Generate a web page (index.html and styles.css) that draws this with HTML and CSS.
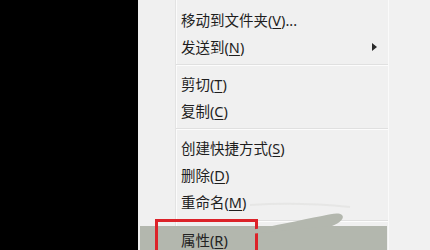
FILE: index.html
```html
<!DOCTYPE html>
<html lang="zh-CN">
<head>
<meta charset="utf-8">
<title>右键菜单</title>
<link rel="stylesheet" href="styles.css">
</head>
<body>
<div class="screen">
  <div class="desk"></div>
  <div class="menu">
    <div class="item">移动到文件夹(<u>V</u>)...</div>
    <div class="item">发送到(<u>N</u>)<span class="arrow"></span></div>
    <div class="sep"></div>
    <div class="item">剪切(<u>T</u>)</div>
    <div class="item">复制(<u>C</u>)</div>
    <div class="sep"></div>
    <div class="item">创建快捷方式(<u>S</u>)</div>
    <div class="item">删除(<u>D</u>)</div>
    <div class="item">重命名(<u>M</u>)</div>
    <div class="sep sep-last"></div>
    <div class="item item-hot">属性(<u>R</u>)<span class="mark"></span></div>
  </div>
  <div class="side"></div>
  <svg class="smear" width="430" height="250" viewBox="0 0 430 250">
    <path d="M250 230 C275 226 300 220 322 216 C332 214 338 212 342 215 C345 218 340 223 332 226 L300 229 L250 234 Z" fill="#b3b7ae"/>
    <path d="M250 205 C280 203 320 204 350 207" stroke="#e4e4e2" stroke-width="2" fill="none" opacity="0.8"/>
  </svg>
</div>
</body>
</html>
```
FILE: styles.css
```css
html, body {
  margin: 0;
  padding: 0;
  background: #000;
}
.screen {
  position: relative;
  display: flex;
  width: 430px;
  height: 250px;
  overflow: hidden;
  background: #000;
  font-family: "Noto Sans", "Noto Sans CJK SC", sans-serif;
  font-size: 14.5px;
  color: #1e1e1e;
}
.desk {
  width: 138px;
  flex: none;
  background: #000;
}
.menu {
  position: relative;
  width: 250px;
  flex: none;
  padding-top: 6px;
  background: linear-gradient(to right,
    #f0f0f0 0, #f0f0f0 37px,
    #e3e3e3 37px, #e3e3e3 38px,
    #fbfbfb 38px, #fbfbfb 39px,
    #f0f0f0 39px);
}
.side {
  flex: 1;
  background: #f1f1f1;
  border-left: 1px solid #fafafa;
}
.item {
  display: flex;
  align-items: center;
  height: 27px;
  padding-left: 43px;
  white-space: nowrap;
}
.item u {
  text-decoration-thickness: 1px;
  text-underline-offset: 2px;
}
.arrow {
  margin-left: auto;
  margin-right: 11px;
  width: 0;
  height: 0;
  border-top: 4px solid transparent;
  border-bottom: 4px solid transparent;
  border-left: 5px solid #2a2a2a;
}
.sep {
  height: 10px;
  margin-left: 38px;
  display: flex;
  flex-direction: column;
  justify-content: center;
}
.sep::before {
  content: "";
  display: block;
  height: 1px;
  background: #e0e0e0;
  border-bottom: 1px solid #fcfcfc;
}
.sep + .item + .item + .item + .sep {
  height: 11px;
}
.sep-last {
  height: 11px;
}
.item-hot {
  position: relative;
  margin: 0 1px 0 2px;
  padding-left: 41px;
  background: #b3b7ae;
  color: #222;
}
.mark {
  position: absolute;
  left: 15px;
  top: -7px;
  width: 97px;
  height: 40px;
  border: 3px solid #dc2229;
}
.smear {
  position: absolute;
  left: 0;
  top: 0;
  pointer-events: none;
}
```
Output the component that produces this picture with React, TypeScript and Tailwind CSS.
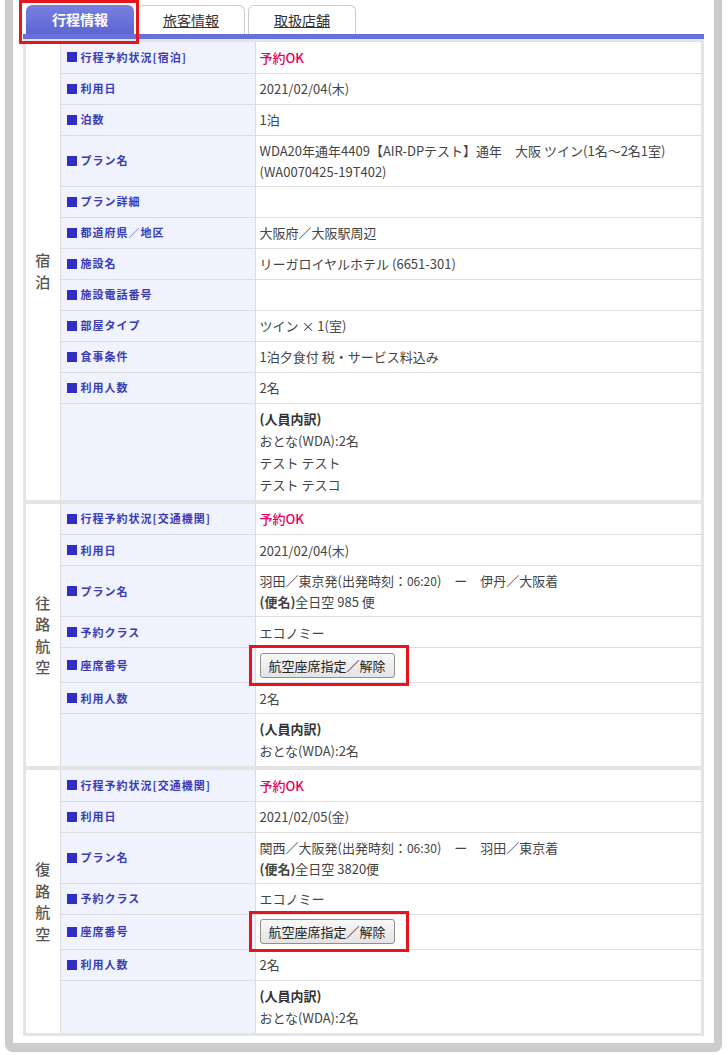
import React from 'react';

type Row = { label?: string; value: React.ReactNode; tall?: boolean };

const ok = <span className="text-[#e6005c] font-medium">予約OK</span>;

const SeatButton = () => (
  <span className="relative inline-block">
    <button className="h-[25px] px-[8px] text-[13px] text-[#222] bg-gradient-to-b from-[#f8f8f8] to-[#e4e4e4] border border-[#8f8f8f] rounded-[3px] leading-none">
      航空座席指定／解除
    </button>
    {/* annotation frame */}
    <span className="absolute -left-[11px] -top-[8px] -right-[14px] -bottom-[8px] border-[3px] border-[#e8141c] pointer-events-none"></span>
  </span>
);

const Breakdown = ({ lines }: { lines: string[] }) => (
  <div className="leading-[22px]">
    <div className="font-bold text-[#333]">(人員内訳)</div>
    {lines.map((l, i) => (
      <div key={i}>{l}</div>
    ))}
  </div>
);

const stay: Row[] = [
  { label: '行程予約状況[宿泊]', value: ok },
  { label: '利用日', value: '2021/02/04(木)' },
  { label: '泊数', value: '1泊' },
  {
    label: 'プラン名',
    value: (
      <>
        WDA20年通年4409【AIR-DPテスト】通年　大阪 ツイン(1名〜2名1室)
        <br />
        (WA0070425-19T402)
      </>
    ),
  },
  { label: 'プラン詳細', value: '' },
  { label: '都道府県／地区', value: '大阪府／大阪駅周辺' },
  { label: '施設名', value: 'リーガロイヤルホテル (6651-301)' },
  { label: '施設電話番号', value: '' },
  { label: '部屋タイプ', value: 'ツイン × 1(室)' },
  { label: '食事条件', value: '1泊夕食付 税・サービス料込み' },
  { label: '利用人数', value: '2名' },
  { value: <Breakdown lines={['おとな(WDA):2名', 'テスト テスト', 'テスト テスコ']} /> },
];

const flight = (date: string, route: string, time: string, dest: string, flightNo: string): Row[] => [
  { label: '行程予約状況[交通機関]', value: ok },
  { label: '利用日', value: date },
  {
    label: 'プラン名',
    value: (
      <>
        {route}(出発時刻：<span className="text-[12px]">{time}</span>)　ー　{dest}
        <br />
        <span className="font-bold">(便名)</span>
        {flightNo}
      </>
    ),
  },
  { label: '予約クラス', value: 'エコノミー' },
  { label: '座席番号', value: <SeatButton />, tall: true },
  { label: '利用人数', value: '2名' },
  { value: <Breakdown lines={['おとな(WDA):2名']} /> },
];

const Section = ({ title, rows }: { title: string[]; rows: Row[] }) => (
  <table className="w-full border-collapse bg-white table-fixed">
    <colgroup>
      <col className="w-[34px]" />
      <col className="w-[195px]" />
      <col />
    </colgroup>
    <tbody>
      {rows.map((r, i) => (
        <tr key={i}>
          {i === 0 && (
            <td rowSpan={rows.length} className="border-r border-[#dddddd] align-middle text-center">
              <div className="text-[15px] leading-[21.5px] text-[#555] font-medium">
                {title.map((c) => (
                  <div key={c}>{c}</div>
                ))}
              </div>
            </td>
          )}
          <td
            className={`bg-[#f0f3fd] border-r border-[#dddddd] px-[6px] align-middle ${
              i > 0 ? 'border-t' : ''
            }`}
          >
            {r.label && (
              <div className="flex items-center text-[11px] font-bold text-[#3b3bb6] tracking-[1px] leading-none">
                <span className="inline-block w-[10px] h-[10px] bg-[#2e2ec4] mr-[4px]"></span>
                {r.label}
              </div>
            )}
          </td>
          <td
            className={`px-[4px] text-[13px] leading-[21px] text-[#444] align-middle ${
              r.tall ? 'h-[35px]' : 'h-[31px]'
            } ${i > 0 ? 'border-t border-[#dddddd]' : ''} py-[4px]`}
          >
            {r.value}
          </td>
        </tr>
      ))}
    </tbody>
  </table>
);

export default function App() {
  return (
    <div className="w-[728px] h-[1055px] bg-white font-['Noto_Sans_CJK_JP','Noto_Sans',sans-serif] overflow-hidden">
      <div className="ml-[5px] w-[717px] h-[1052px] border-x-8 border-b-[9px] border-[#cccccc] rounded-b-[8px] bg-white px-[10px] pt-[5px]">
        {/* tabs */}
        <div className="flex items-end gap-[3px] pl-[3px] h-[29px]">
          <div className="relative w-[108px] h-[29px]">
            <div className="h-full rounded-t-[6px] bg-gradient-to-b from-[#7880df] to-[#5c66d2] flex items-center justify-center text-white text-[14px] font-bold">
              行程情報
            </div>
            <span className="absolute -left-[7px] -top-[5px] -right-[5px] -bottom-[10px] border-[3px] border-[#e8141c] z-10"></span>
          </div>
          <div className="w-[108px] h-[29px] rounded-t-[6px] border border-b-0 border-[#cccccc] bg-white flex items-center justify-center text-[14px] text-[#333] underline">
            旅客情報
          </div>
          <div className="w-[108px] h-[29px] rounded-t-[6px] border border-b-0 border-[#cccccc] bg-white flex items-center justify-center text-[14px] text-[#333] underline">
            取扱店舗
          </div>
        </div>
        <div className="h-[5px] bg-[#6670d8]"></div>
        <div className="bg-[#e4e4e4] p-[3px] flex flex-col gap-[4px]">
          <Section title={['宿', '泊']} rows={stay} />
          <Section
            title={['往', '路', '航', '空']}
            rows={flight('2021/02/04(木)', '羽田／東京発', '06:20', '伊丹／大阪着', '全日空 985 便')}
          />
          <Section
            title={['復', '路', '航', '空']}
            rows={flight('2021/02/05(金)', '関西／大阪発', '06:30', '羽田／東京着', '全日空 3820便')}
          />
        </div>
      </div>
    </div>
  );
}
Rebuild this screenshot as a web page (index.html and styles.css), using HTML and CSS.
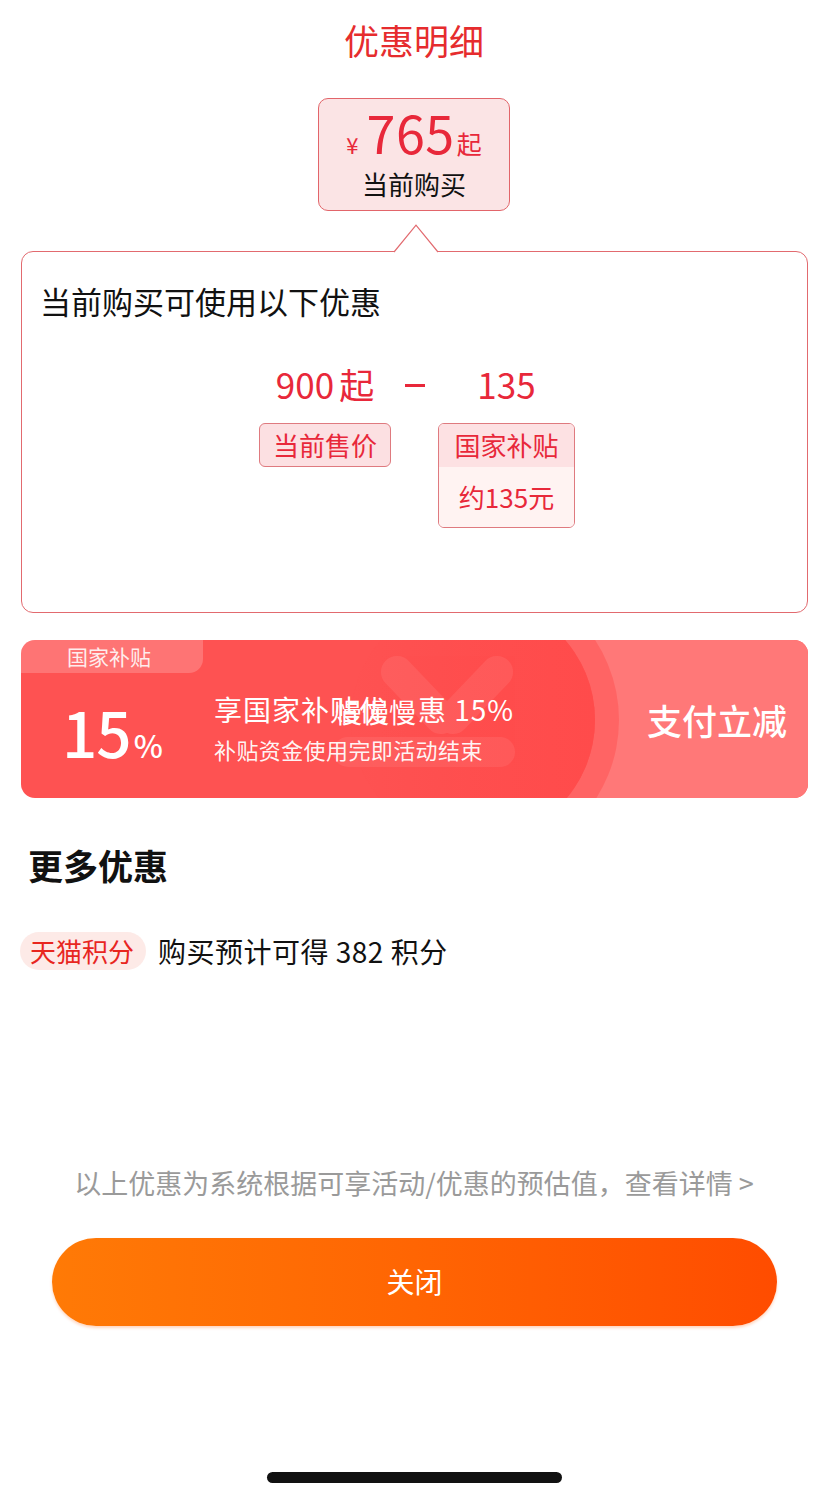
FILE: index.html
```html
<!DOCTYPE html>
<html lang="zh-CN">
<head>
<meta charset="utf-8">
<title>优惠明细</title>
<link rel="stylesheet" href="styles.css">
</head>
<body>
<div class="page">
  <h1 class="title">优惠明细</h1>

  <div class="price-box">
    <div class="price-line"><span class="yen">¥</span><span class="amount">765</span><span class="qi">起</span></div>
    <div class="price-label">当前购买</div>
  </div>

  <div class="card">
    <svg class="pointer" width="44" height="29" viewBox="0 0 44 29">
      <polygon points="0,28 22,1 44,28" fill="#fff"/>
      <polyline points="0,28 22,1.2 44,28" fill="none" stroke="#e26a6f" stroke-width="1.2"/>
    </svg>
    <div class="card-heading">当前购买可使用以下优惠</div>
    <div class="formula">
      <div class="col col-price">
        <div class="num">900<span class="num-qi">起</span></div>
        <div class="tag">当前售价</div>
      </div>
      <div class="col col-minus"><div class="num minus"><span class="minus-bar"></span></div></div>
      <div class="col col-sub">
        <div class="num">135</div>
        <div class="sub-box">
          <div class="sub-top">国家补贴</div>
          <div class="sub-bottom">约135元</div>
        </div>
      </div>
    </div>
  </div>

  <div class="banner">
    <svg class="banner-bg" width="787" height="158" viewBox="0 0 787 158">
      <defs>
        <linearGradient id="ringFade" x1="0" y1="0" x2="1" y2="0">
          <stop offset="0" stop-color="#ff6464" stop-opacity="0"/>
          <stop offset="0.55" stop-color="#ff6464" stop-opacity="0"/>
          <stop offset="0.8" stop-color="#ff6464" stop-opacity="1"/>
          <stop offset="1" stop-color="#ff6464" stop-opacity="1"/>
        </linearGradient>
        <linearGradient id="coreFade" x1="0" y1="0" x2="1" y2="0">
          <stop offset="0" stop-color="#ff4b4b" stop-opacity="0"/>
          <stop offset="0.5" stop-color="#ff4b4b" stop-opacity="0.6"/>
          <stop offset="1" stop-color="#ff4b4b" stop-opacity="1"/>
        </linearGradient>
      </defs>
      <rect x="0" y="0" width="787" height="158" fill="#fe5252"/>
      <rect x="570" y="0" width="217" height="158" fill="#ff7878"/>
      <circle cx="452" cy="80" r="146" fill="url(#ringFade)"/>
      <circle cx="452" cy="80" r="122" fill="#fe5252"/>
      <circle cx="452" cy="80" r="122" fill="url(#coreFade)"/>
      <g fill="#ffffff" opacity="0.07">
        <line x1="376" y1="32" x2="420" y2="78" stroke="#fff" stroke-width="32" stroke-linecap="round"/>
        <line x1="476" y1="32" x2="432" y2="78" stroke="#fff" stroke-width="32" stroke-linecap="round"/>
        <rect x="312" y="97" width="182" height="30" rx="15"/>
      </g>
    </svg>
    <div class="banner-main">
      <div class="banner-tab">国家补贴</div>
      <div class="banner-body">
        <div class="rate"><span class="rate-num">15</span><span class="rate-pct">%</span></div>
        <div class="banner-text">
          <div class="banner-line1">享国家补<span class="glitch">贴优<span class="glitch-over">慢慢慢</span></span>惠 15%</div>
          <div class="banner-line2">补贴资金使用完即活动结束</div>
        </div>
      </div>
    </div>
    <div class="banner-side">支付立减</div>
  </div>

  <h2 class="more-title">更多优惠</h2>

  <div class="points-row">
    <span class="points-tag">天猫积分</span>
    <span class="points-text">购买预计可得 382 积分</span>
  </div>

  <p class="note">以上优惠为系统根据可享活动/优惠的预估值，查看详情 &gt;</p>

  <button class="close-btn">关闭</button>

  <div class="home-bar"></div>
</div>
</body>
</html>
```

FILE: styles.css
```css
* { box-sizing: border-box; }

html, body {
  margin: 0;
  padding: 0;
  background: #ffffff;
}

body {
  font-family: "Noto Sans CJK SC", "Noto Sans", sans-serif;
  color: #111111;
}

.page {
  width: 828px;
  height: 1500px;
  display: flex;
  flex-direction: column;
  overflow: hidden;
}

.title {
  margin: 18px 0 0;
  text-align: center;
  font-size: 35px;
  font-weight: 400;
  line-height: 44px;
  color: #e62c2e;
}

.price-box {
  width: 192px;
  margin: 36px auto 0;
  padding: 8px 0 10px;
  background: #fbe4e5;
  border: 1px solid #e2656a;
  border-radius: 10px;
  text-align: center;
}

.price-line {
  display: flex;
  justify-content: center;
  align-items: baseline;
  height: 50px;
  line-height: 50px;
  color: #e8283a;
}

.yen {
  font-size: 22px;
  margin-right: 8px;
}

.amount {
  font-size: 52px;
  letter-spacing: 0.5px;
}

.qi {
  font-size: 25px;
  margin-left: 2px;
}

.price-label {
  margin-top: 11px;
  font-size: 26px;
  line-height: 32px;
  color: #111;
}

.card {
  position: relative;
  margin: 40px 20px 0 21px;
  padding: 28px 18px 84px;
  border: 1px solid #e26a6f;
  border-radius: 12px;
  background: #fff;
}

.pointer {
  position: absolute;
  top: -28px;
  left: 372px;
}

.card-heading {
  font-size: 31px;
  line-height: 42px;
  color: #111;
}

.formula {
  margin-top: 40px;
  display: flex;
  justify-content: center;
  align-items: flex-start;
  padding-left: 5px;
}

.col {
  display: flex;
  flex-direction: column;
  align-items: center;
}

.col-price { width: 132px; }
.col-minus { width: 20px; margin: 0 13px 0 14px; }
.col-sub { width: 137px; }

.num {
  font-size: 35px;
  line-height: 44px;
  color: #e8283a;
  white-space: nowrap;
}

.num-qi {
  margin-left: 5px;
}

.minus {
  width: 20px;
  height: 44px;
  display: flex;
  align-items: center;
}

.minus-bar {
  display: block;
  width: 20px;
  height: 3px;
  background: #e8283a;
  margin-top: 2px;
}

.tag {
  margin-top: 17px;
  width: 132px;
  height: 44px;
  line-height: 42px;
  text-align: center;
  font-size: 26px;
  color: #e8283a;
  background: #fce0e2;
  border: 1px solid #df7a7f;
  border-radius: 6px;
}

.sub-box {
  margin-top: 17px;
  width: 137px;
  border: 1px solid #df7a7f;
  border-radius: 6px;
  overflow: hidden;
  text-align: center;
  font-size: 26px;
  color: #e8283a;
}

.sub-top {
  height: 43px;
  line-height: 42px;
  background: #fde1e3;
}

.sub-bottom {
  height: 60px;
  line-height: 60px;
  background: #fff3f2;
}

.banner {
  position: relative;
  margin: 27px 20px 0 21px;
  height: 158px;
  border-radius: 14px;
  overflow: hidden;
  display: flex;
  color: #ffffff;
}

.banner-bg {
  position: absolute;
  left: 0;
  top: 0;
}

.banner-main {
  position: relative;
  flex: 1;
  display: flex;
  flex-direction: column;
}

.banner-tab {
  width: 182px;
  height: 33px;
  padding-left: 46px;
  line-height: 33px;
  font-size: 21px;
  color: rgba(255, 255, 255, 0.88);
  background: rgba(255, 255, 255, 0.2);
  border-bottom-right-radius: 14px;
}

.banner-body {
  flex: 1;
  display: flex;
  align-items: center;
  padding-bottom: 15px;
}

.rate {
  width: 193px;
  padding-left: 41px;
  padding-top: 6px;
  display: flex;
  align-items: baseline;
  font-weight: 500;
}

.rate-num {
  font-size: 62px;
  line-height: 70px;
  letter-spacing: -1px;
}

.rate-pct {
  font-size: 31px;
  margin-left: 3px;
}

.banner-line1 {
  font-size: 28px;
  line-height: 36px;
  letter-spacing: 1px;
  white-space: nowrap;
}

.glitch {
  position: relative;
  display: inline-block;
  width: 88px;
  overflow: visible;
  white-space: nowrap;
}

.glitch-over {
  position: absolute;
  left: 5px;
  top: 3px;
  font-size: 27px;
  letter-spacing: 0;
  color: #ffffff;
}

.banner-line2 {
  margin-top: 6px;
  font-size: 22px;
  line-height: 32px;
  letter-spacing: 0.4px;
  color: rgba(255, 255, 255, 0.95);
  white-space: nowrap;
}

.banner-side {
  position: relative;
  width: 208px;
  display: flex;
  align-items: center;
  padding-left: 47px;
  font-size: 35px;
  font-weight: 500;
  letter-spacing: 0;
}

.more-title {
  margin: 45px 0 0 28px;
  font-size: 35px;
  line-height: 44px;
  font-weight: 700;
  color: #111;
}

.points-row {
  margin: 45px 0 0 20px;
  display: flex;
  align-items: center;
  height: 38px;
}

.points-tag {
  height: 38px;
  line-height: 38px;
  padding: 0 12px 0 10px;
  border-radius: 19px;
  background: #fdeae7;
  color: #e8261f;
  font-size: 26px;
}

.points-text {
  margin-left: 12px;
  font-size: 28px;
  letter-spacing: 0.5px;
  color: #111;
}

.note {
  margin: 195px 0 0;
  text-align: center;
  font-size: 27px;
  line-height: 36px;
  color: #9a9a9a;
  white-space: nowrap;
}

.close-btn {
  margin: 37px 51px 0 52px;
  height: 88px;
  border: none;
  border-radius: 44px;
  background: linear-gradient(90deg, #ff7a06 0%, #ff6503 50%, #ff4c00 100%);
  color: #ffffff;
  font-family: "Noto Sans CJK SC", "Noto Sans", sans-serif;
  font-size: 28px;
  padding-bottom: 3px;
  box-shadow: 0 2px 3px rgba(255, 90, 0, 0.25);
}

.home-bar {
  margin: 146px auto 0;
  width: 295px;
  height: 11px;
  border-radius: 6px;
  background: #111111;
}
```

■ ■ ■ ■

Look through the entries above and report each line where the string "that" occurs.

Generate a web page (index.html and styles.css) that draws this with HTML and CSS.
Output the component that produces this picture with React, TypeScript and Tailwind CSS.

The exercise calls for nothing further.